Thanks for the excellent example of how humans can become disoriented when visual reference points are missing. I suspect others can relate similar experiences in dense fog or other limited visibility situations.

The other interesting aspect of your story is the accuracy of the dogs "navigation." I've read similar tales about horses finding their way "home" in a whiteout.

Jim, your right on horses finding there way back from point A to point B and back. Many a drunken cowboy on a horse will tell you the same. Back at the bunkhouse nursing a mean hangover the next day.

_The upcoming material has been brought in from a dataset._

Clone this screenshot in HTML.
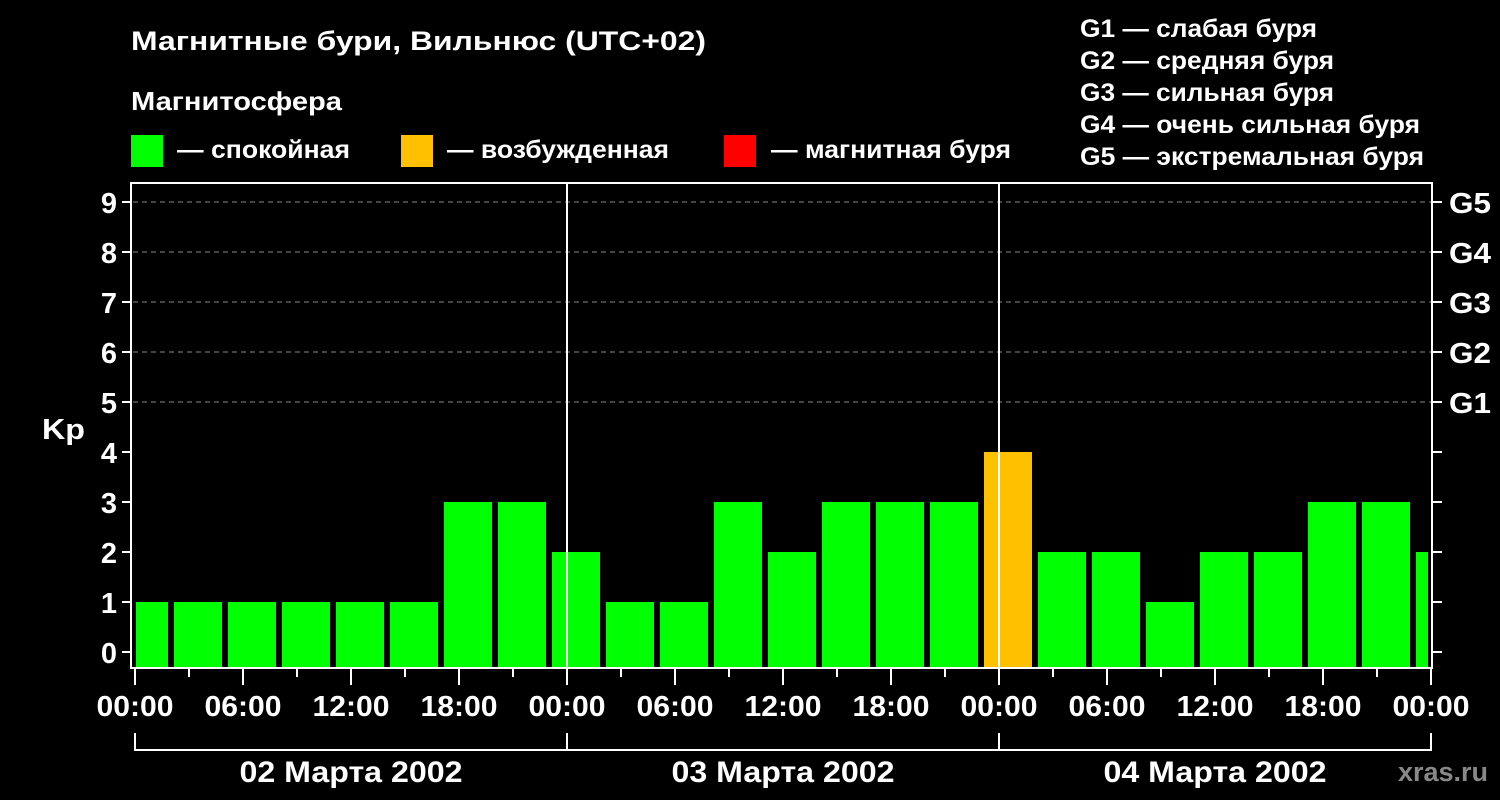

My own adventure is rather recent. I decided to try my luck at night hiking along the River Bluff Trail near Norris State Park, downstream of Norris Dam along the Clinch River in East TN. My goal was to start the hike at dusk and, if it became too dark to see, to use a flashlight.

Once I entered the forest, however, the canopy quickened the onset of darkness. I needed the flashlight sooner than anticipated. After about a mile of hiking, the white beam turned to dim orange, but I proceeded on. The beam of light then went from dim red-orange to nothing at all. That was it. Total darkness. I had no spare batteries (not a smart thing to do when night hiking).

Night hiking without a flashlight under a fully enclosed canopy of Eastern Diciduous Biome forests can be a near cave-like experience. I had two choices, spend the night and wait for first light, or put my dog (an Aussie Shepherd mix-breed) on a short leash and trust him to find the route.

I decided to use my dog, who I knew was very familiar with the trail from many previous hikes. He led me very slowly along the trail, step by step. The slow pace was sufficient to negotiate uneven rocky sections of the trail, and we managed to get past a few locations where trees had fallen across the beaten path.

This canine seeing-eye technique worked remarkably well, except for one memorable incident when the dog suddenly veered off trail to chase after some unidentified noctural creature. Fortunately, I was able to convince him to change his priorities.